Content area
Full text
Ronald Carden describes in detail the life and career of William Brown, the only bishop in the Protestant Episcopal Church ever to have been deposed for heresy. Although bishop of Arkansas from 1898 to 1911, the always vainglorious Brown continued to indulge his ambitions. In a succession of books he argued for the complete racial separation of the Episcopal Church, called for the unification of all Protestant churches under Anglican control and advocated Communist materialism as the most righteous vehicle for the Christian spirit.
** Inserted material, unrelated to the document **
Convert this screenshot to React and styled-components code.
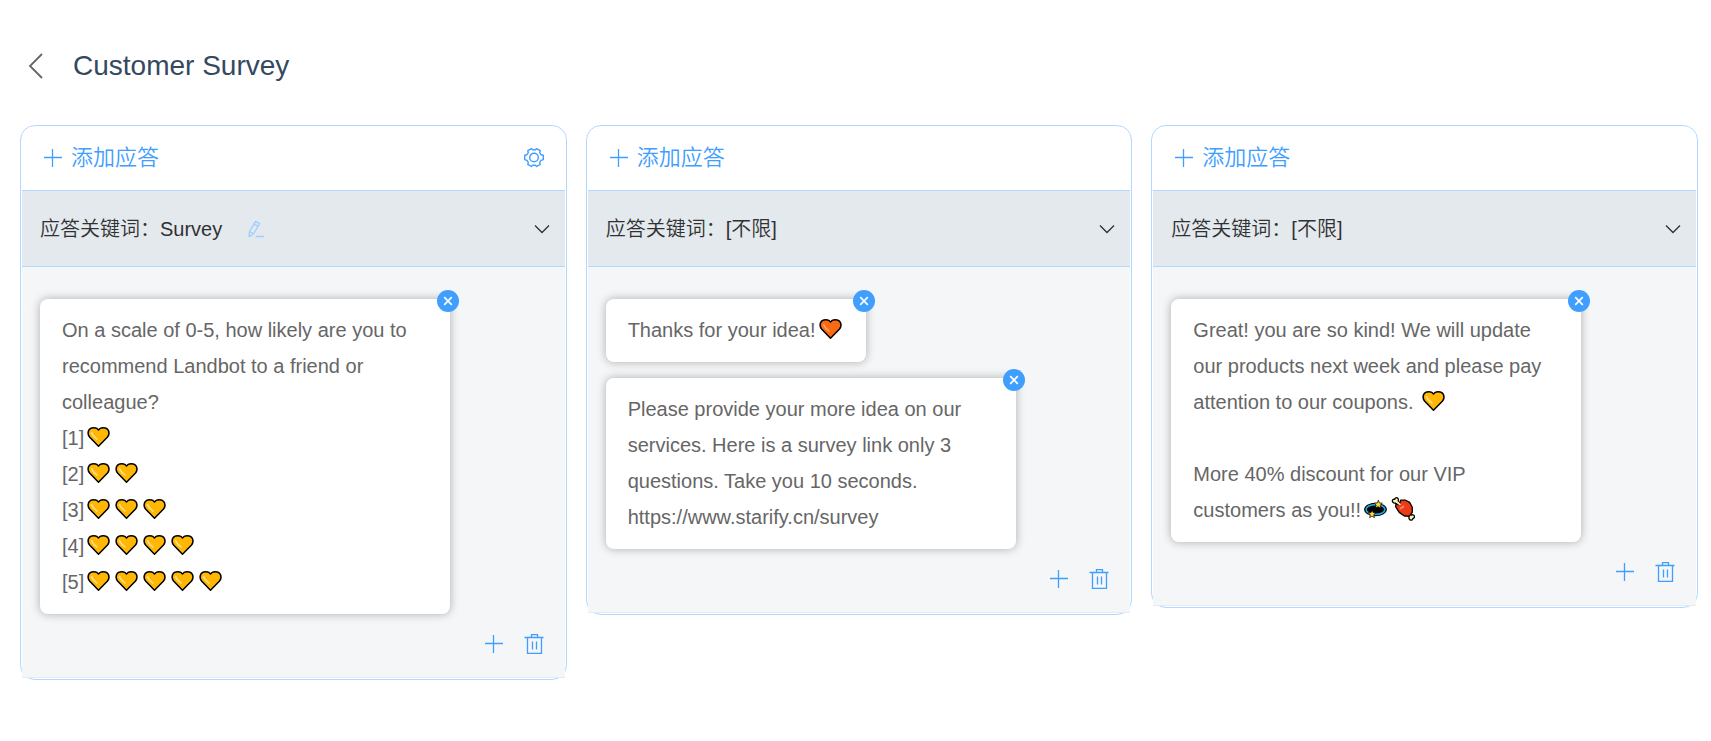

The Church forced Brown from his post in Arkansas in 1911 after he published his radical views on the Anglican Communion, and brought him to trial for heresy in 1924 for his rejection of the Church and biblical literalism. Brown subsequently became a hero in Communist circles and later an apologist for Stalin's purges. Carden seems most interested in what Brown's career tells us about the history of the Episcopal Church, and so devotes almost half the book to Brown's materialist heresy and trial, even though by then Brown was already an old man. Carden would have reached a wider audience had he dwelt more on Brown's time in Arkansas, and particularly his argument for racial separatism. Carden offers tantalising glimpses, especially of Brown's mentorship of George Alexander McGuire, the black Anglican who would go on to become a close associate of Marcus Garvey and leader of the African Orthodox Church in the 1920s. Was Brown an influential visionary or a marginal crank? Given this book's inward agenda the reader is left to wonder.